Phase 3 Evaluations continue, with MEL Capacity Building: Two more years of ex-post pilot evaluations (2 per year) with lesson informing integration into the MEL of the Adaptation Fund. We are already finding out lessons of rigor, of knowledge management, of unexpected benefits of returning years after closure, including indications of sustainability and resilience of the assets, with much more learning to come.

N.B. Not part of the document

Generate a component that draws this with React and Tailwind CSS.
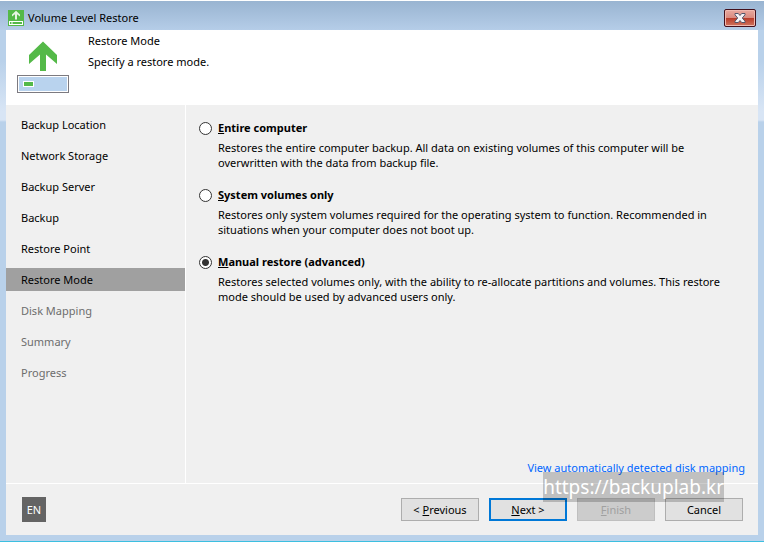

Innovations include “the relative novelty of climate change adaptation portfolios and the limited body of work on ex post evaluation for adaptation, it presents possible methods that will be piloted in field-tested ex post evaluations in fiscal year 2022 (FY22).” This includes piloting shockingly rare evaluation of oft-promised resilience. In the update to AF’s Board three months ago, it transparently outlined shortlisting of five completed projects as potential candidates for the pilots, of which two projects were selected for ex post evaluations. It outlined our process of co-creating the evaluation with national partners to prioritize their learning needs while building national capacity to assess sustainability and resilience of project outcomes in the field onward.

 

Also, training materials for ex post pilots are being shared to foster country and industry learning, focusing on evaluating projects at ex-post and emerging sustainability and resilience, as well as presenting and adapting methods to country and project realities.

 

 

 

 

 

 

 

The training material for ex-post pilots

 

The training had three sessions (which could not have happened without colleague Caroline’s expertise):

  • Part A: Understanding ex-post & resilience evaluations. Introduce and understand ex-post evaluations of sustainability and resilience, especially in the field of climate change adaptation
  • Part B: Discussing country-specific outcome priorities and co-creating learning with stakeholders. Discuss the project and its data more in-depth to understand and select what outcome(s) will be evaluated at ex-post
  • Part C: Developing country-specific methods and approaches. Discuss range of methods with the national evaluator and M&E experts to best evaluate the selected outcome(s) and impact(s)

 

Overall progress can be seen in the document updating the AF’s board: A progress update on ex post evaluations (AFB/EFC.28/Inf.4)

 

So in 2018 I Wished for Sustained Outcomes to be explored and in 2019 I Wished again for more Ex-post Evaluation than Needles in Haystacks. In  2021 some of these wishes are becoming fulfilled!  Seasonal Happiness for me is learning about resilience to climate change, diminished vulnerability and searching for proof of sustainability and emerging outcomes and impact(s) and I am grateful to the Adaptation Fund for its commitment to sustainability.

Accompany us on this path, cheer us on, and do your own ex-post sustainability and resilience evaluations! Happy holidays from the Czech Republic!